*The exercise*. Give the data again exactly as written, skipping any pictures.

================

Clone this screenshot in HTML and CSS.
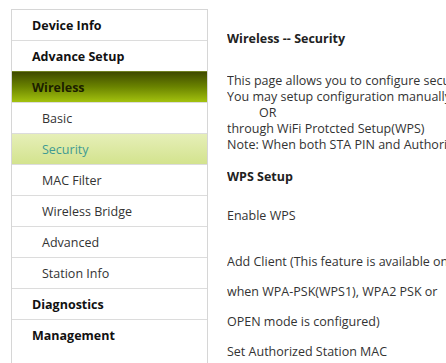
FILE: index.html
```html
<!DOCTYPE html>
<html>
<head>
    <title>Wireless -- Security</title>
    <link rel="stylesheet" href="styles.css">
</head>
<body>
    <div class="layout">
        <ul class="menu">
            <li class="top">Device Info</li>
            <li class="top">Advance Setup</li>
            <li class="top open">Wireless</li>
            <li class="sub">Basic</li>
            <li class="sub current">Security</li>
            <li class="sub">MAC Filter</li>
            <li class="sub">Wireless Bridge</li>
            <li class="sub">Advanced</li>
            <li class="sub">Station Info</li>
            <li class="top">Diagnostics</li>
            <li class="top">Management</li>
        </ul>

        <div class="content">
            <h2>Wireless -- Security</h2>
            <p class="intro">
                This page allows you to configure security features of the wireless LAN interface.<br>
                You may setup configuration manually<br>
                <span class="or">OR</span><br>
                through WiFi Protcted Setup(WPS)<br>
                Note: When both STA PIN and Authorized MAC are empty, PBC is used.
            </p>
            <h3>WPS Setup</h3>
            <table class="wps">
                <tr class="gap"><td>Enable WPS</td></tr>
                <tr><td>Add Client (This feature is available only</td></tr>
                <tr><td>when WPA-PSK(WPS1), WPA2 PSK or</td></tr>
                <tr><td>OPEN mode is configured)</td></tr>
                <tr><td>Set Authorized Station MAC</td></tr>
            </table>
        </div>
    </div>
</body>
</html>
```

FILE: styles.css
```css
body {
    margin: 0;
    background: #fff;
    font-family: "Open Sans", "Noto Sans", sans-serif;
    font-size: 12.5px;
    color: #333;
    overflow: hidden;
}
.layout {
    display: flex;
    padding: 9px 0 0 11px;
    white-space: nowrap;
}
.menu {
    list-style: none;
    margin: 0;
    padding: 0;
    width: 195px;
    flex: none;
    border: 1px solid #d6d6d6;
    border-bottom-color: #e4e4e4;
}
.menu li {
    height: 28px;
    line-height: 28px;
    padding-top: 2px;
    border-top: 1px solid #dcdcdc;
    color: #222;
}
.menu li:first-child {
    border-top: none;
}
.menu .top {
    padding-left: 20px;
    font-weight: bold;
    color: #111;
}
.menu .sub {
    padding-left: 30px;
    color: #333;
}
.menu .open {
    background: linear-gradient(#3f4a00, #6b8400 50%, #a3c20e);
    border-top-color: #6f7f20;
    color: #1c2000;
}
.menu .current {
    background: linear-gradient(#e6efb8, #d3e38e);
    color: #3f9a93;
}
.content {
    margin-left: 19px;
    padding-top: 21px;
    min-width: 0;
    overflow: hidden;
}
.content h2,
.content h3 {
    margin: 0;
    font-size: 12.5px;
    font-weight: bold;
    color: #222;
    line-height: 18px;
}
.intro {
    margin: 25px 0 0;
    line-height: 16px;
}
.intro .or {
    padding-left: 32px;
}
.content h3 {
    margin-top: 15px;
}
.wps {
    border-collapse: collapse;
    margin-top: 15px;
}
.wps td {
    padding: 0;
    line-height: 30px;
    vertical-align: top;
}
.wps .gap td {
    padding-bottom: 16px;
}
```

================

*Correct output*.
Clone this screenshot in HTML and CSS.
FILE: index.html
```html
<!DOCTYPE html>
<html>
<head>
    <title>Wireless -- Security</title>
    <link rel="stylesheet" href="styles.css">
</head>
<body>
    <div class="layout">
        <ul class="menu">
            <li class="top">Device Info</li>
            <li class="top">Advance Setup</li>
            <li class="top open">Wireless</li>
            <li class="sub">Basic</li>
            <li class="sub current">Security</li>
            <li class="sub">MAC Filter</li>
            <li class="sub">Wireless Bridge</li>
            <li class="sub">Advanced</li>
            <li class="sub">Station Info</li>
            <li class="top">Diagnostics</li>
            <li class="top">Management</li>
        </ul>

        <div class="content">
            <h2>Wireless -- Security</h2>
            <p class="intro">
                This page allows you to configure security features of the wireless LAN interface.<br>
                You may setup configuration manually<br>
                <span class="or">OR</span><br>
                through WiFi Protcted Setup(WPS)<br>
                Note: When both STA PIN and Authorized MAC are empty, PBC is used.
            </p>
            <h3>WPS Setup</h3>
            <table class="wps">
                <tr class="gap"><td>Enable WPS</td></tr>
                <tr><td>Add Client (This feature is available only</td></tr>
                <tr><td>when WPA-PSK(WPS1), WPA2 PSK or</td></tr>
                <tr><td>OPEN mode is configured)</td></tr>
                <tr><td>Set Authorized Station MAC</td></tr>
            </table>
        </div>
    </div>
</body>
</html>
```

FILE: styles.css
```css
body {
    margin: 0;
    background: #fff;
    font-family: "Open Sans", "Noto Sans", sans-serif;
    font-size: 12.5px;
    color: #333;
    overflow: hidden;
}
.layout {
    display: flex;
    padding: 9px 0 0 11px;
    white-space: nowrap;
}
.menu {
    list-style: none;
    margin: 0;
    padding: 0;
    width: 195px;
    flex: none;
    border: 1px solid #d6d6d6;
    border-bottom-color: #e4e4e4;
}
.menu li {
    height: 28px;
    line-height: 28px;
    padding-top: 2px;
    border-top: 1px solid #dcdcdc;
    color: #222;
}
.menu li:first-child {
    border-top: none;
}
.menu .top {
    padding-left: 20px;
    font-weight: bold;
    color: #111;
}
.menu .sub {
    padding-left: 30px;
    color: #333;
}
.menu .open {
    background: linear-gradient(#3f4a00, #6b8400 50%, #a3c20e);
    border-top-color: #6f7f20;
    color: #1c2000;
}
.menu .current {
    background: linear-gradient(#e6efb8, #d3e38e);
    color: #3f9a93;
}
.content {
    margin-left: 19px;
    padding-top: 21px;
    min-width: 0;
    overflow: hidden;
}
.content h2,
.content h3 {
    margin: 0;
    font-size: 12.5px;
    font-weight: bold;
    color: #222;
    line-height: 18px;
}
.intro {
    margin: 25px 0 0;
    line-height: 16px;
}
.intro .or {
    padding-left: 32px;
}
.content h3 {
    margin-top: 15px;
}
.wps {
    border-collapse: collapse;
    margin-top: 15px;
}
.wps td {
    padding: 0;
    line-height: 30px;
    vertical-align: top;
}
.wps .gap td {
    padding-bottom: 16px;
}
```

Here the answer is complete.